ICLR2026

Co-occurring Associated REtained concepts in Diffusion Unlearning

Miso Kim, Georu Lee, Yunji Kim, Hoki Kim, Jinseong Park, Woojin Lee

Abstract

Unlearning has emerged as a key technique to mitigate harmful content generation in diffusion models. However, existing methods often remove not only the target concept, but also benign co-occurring concepts. Unlearning nudity can unintentionally suppress the concept of person, preventing a model from generating images with person.

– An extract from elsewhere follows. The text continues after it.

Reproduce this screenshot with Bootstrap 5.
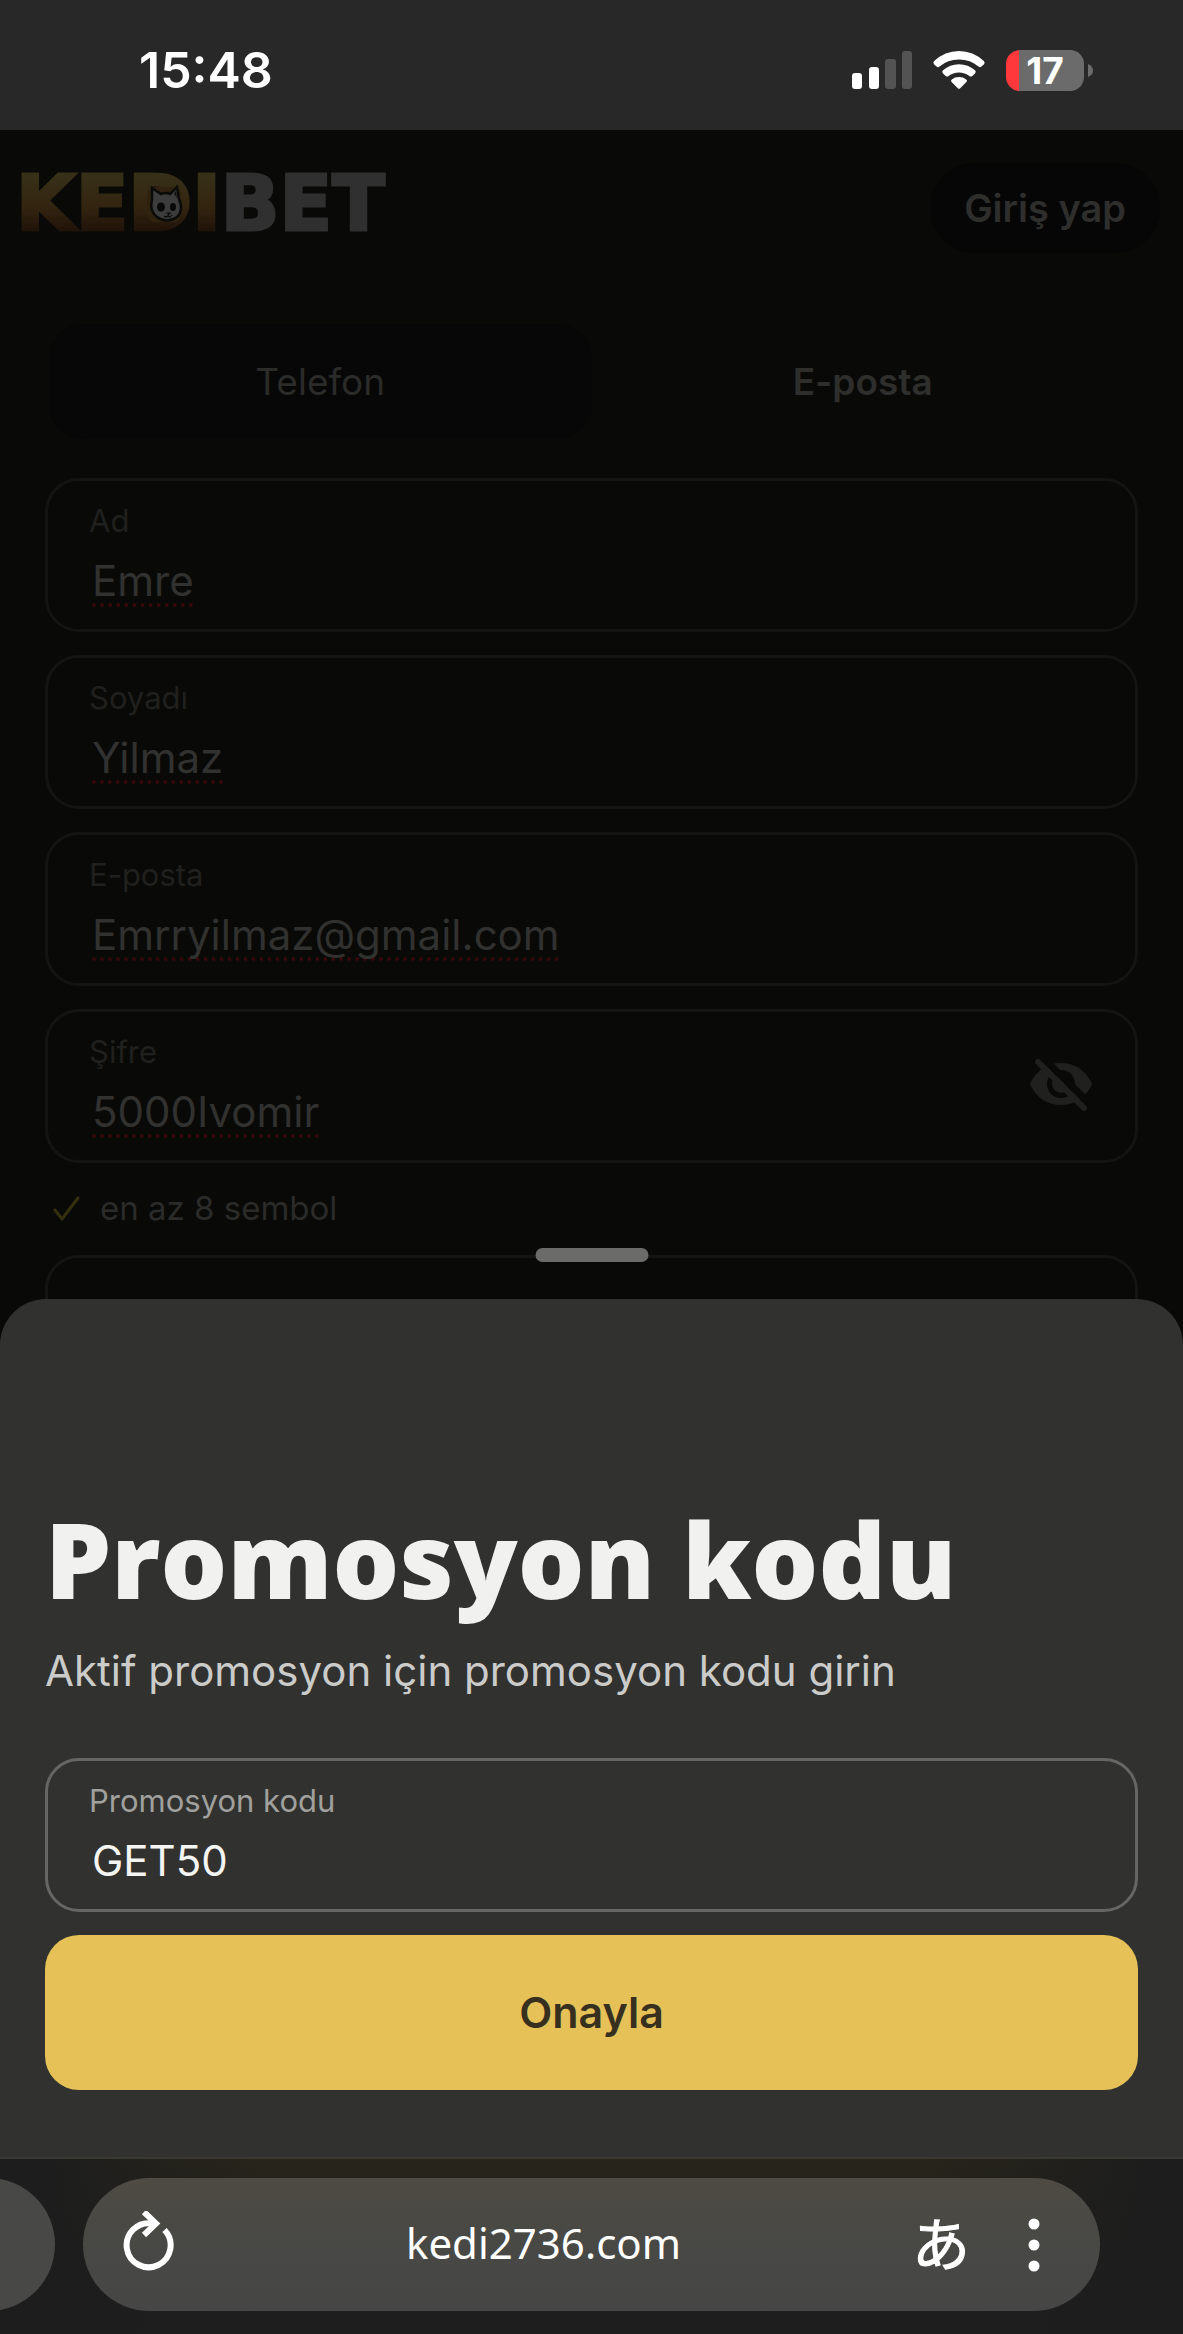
<!DOCTYPE html>
<html lang="tr">
<head>
<meta charset="utf-8">
<meta name="viewport" content="width=device-width, initial-scale=1">
<title>Kedibet – Promosyon kodu</title>
<link href="https://cdn.jsdelivr.net/npm/bootstrap@5.3.0/dist/css/bootstrap.min.css" rel="stylesheet">
<style>
  body { background: #090907; color: #fff; font-family: Inter, "Noto Sans", sans-serif; }
  svg { display: block; flex: none; }

  .status-bar { height: 130px; padding: 10px 90px 0 139px; background: #282828; }
  .status-time { font-size: 50px; line-height: 60px; font-weight: 600; }
  .status-icons { gap: 20px; }
  .battery { width: 78px; height: 41px; border-radius: 14px; background: linear-gradient(90deg, #ff383c 13px, #6b6b6b 13px); font-size: 37px; line-height: 41px; font-weight: 700; }

  .site-head { height: 156px; padding: 0 23px 0 16px; }
  .logo-link { font-family: "DejaVu Sans", sans-serif; font-size: 77px; line-height: 76px; font-weight: 700; padding-bottom: 8px; -webkit-text-stroke: 3px transparent; }
  .logo-gold { background: linear-gradient(#373018 20%, #332410 55%, #1d1008 84%); -webkit-background-clip: text; background-clip: text; color: transparent; }
  .logo-grey { color: #303030; -webkit-text-stroke-color: #303030; }
  .logo-cat { left: 127px; top: 18px; }
  .login-btn, .login-btn:hover { background: #060606; color: #2e2e2d; font-size: 38px; line-height: 46px; font-weight: 600; padding: 22px 34px; border: 0; }

  .form-area { padding: 38px 45px 0; }
  .tab-strip { margin-bottom: 39px; padding: 0 4px; border-radius: 34px; }
  .tab-btn { height: 115px; border: 0; border-radius: 34px; background: transparent; color: #2b2b2a; font-size: 37px; }
  .tab-left { background: #070707; }
  .tab-on { font-weight: 600; color: #2e2e2d; }

  .stack { gap: 23px; }
  .field-box { border: 3px solid #141413; border-radius: 34px; padding: 20px 41px; }
  .field-box label { display: block; font-size: 31px; line-height: 40px; margin-bottom: 12px; color: #20201f; }
  .field-box input { display: block; width: 100%; height: 56px; border: 0; outline: 0; padding: 0 0 0 3px; background: transparent; font-size: 42px; line-height: 56px; color: #313130; }
  .misspelt { text-decoration: underline dotted #35090b 4px; text-underline-offset: 7px; text-decoration-skip-ink: none; }
  .eye-btn { background: none; border: 0; padding: 0; color: #20201f; }
  .hint-row { height: 46px; gap: 20px; padding-left: 8px; font-size: 33px; color: #2b2b2a; }

  .sheet { background: #31312f; border-radius: 46px 46px 0 0; padding: 201px 45px 67px; }
  .grabber { width: 113px; height: 14px; top: -51px; background: #6b6b69; }
  .sheet h1 { font-family: "Open Sans", Lato, sans-serif; font-weight: 800; font-size: 105px; line-height: 118px; margin: 0 0 25px; color: #f1f1ef; }
  .sheet p { font-size: 42px; line-height: 56px; margin: 0 0 59px; color: #cbcbc9; }
  .sheet .field-box { border-color: #666664; }
  .sheet .field-box label { color: #a0a09e; }
  .sheet .field-box input { color: #f4f4f2; }
  .confirm-btn, .confirm-btn:hover { height: 155px; border: 0; border-radius: 34px; background: #e5c157; color: #37301f; font-size: 43px; font-weight: 600; }

  .browser-bar { height: 177px; border-top: 2px solid #3a3934; padding: 19px 83px 23px 0; gap: 28px; background: linear-gradient(90deg, #1d1d1d 4%, transparent 22%, transparent 78%, #1d1d1d 97%), linear-gradient(#27251a, #1e1e1e 60%); }
  .tab-edge { width: 133px; height: 133px; margin-left: -78px; background: #484847; }
  .address-pill { height: 133px; border-radius: 67px; padding: 0 60px 0 40px; background: linear-gradient(#4d4b43, #484845 50%, #464646); }
  .address-pill button { background: none; border: 0; padding: 0; color: #fff; }
  .address-text { font-family: "Noto Sans", "Open Sans", sans-serif; font-size: 42px; line-height: 56px; height: 60px; padding: 0 0 4px; min-width: 0; border: 0; background: none; color: #fff; outline: 0; }
  .address-pill .translate-glyph { font-family: "Noto Sans CJK JP", sans-serif; font-size: 58px; line-height: 60px; padding-bottom: 8px; margin-right: 58px; -webkit-text-stroke: 1px #fff; }
</style>
<script src="https://cdn.jsdelivr.net/npm/bootstrap@5.3.0/dist/js/bootstrap.bundle.min.js"></script>
</head>
<body class="d-flex flex-column min-vh-100">

<div class="status-bar d-flex justify-content-between align-items-center">
  <div class="status-time">15:48</div>
  <div class="status-icons d-flex align-items-center">
    <svg width="60" height="38" viewBox="0 0 60 38" fill="#fff"><rect y="22" width="10" height="16" rx="3"/><rect x="17" y="16" width="10" height="22" rx="3"/><rect x="33" y="8" width="11" height="30" rx="3" fill="#535353"/><rect x="50" width="10" height="38" rx="3" fill="#535353"/></svg>
    <svg width="54" height="40" viewBox="0 0 54 40" fill="#fff"><path d="M2.2 14.500Q.4 12.700 2.200 11Q12.800 1 27 1T51.800 11Q53.600 12.700 51.800 14.500L49.400 16.600Q47.900 17.800 46.500 16.500Q38.400 9.500 27 9.500T7.500 16.500Q6.100 17.800 4.600 16.600Z"/><path d="M11 23.400Q9.400 21.800 11 20.300Q17.800 14.200 27 14.200T43 20.300Q44.600 21.800 43 23.400L40.300 25.900Q38.900 27.100 37.400 25.900Q33 22.400 27 22.400T16.600 25.900Q15.100 27.100 13.700 25.900Z"/><path d="M19.600 31.900Q18.200 30.400 19.800 29.400Q22.800 27 27 27T34.200 29.400Q35.800 30.400 34.400 31.900L28.200 38.300Q27 39.400 25.800 38.300Z"/></svg>
    <div class="d-flex align-items-center">
      <div class="battery text-center">17</div>
      <svg class="ms-1" width="5" height="13" viewBox="0 0 5 13" fill="#6b6b6b"><path d="M0 0Q5 2 5 6.500T0 13Z"/></svg>
    </div>
  </div>
</div>

<main class="flex-grow-1 position-relative overflow-hidden">
  <header class="site-head d-flex align-items-center justify-content-between">
    <a href="#" class="logo-link position-relative text-decoration-none"><span class="logo-gold">KEDI</span><span class="logo-grey">BET</span>
      <svg class="logo-cat position-absolute" width="46" height="42" viewBox="-6 -2 46 42"><rect x="-2" y="1" width="34" height="35" rx="8" fill="#2f220f"/><path d="M3 2L12 8Q17 6 21 8L28 1L30 13Q35 25 28 31Q18 38 8 31Q0 25 3 14Z" fill="#3c3c3c" stroke="#0a0a09" stroke-width="2.500"/><path d="M25 8L27 5L28 12Z" fill="#111"/><ellipse cx="12" cy="21" rx="4" ry="4.500" fill="#080808"/><ellipse cx="24" cy="21" rx="3" ry="4" fill="#080808"/><path d="M17 27h4l-2 2v1q-2 2-4 0m4 0q2 2 4-1" fill="none" stroke="#0a0a09" stroke-width="1.200"/></svg>
    </a>
    <button type="button" class="btn login-btn rounded-pill">Giriş yap</button>
  </header>

  <form class="form-area">
    <div class="tab-strip d-flex">
      <button type="button" class="tab-btn tab-left w-50">Telefon</button>
      <button type="button" class="tab-btn tab-on w-50">E-posta</button>
    </div>
    <div class="stack d-flex flex-column">
      <div class="field-box"><label for="ad">Ad</label><input id="ad" class="misspelt" type="text" value="Emre" spellcheck="false"></div>
      <div class="field-box"><label for="soyad">Soyadı</label><input id="soyad" class="misspelt" type="text" value="Yilmaz" spellcheck="false"></div>
      <div class="field-box"><label for="eposta">E-posta</label><input id="eposta" class="misspelt" type="text" value="Emrryilmaz@gmail.com" spellcheck="false"></div>
      <div class="field-box d-flex align-items-center">
        <div class="flex-grow-1"><label for="sifre">Şifre</label><input id="sifre" class="misspelt" type="text" value="5000Ivomir" spellcheck="false"></div>
        <button type="button" class="eye-btn" aria-label="Şifreyi gizle">
          <svg width="64" height="54" viewBox="0 0 64 54"><path d="M.8 27Q-.4 25 .8 23Q11 4 31 4T61.200 23Q62.400 25 61.200 27Q51 46 31 46T.8 27Z" fill="currentColor"/><circle cx="31" cy="25" r="14" fill="#090907"/><circle cx="31" cy="25" r="9" fill="currentColor"/><circle cx="35" cy="20" r="3" fill="#090907"/><path d="M12-2L62 47" stroke="#090907" stroke-width="7"/><path d="M8 3L54 49" stroke="currentColor" stroke-width="6" stroke-linecap="round"/></svg>
        </button>
      </div>
      <div class="hint-row d-flex align-items-center">
        <svg width="27" height="27" viewBox="0 0 27 27" fill="none" stroke="#34300f" stroke-width="3" stroke-linecap="round" stroke-linejoin="round"><path d="M2 14L9 23L25 2"/></svg>
        <span>en az 8 sembol</span>
      </div>
      <div class="field-box"><label for="promo-arka">&nbsp;</label><input id="promo-arka" type="text" aria-label="Promosyon kodu"></div>
    </div>
  </form>

  <section class="sheet position-absolute bottom-0 start-0 end-0">
    <div class="grabber position-absolute start-50 translate-middle-x rounded-pill"></div>
    <h1>Promosyon kodu</h1>
    <p>Aktif promosyon için promosyon kodu girin</p>
    <div class="stack d-flex flex-column">
      <div class="field-box"><label for="promo">Promosyon kodu</label><input id="promo" type="text" value="GET50" spellcheck="false"></div>
      <button type="button" class="btn confirm-btn w-100">Onayla</button>
    </div>
  </section>
</main>

<nav class="browser-bar d-flex">
  <div class="tab-edge flex-shrink-0 rounded-circle"></div>
  <div class="address-pill flex-grow-1 d-flex align-items-center">
    <button type="button" aria-label="Yenile">
      <svg width="52" height="68" viewBox="0 2 52 68" fill="none" stroke="#fff" stroke-width="6"><path d="M41.500 21A22 22 0 1 1 29 14.500"/><path d="M21 3L33 14.500L21 26"/></svg>
    </button>
    <input class="address-text flex-grow-1 text-center" type="text" value="kedi2736.com" aria-label="Adres" spellcheck="false">
    <button type="button" class="translate-glyph" aria-label="Çevir">あ</button>
    <button type="button" aria-label="Menü">
      <svg width="12" height="56" viewBox="0 0 12 56" fill="#fff"><circle cx="6" cy="7" r="5.500"/><circle cx="6" cy="28" r="5.500"/><circle cx="6" cy="49" r="5.500"/></svg>
    </button>
  </div>
</nav>
</body>
</html>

We define these undesirably suppressed co-occurring concepts that must be preserved $\textbf{CARE}$ ( $\textbf{C}$ o-occurring $\textbf{A}$ ssociated $\textbf{RE}$ tained concepts). Then, we introduce the $\textbf{CARE score}$ , a general metric that directly quantifies their preservation across unlearning tasks. With this foundation, we propose $\textbf{ReCARE}$ ( $\textbf{R}$ obust $\textbf{e}$ rasure for $\textbf{CARE}$ ), a framework that explicitly safeguards CARE while erasing only the target concept. ReCARE automatically constructs the CARE-set, a curated vocabulary of benign co-occurring tokens extracted from target images, and leverages this vocabulary during training for stable unlearning. Extensive experiments across various target concepts ( $\textit{Nudity}$ , $\textit{Van Gogh}$ style, and $\textit{Tench}$ object) demonstrate that ReCARE achieves overall state-of-the-art performance in balancing robust concept erasure, overall utility, and CARE preservation.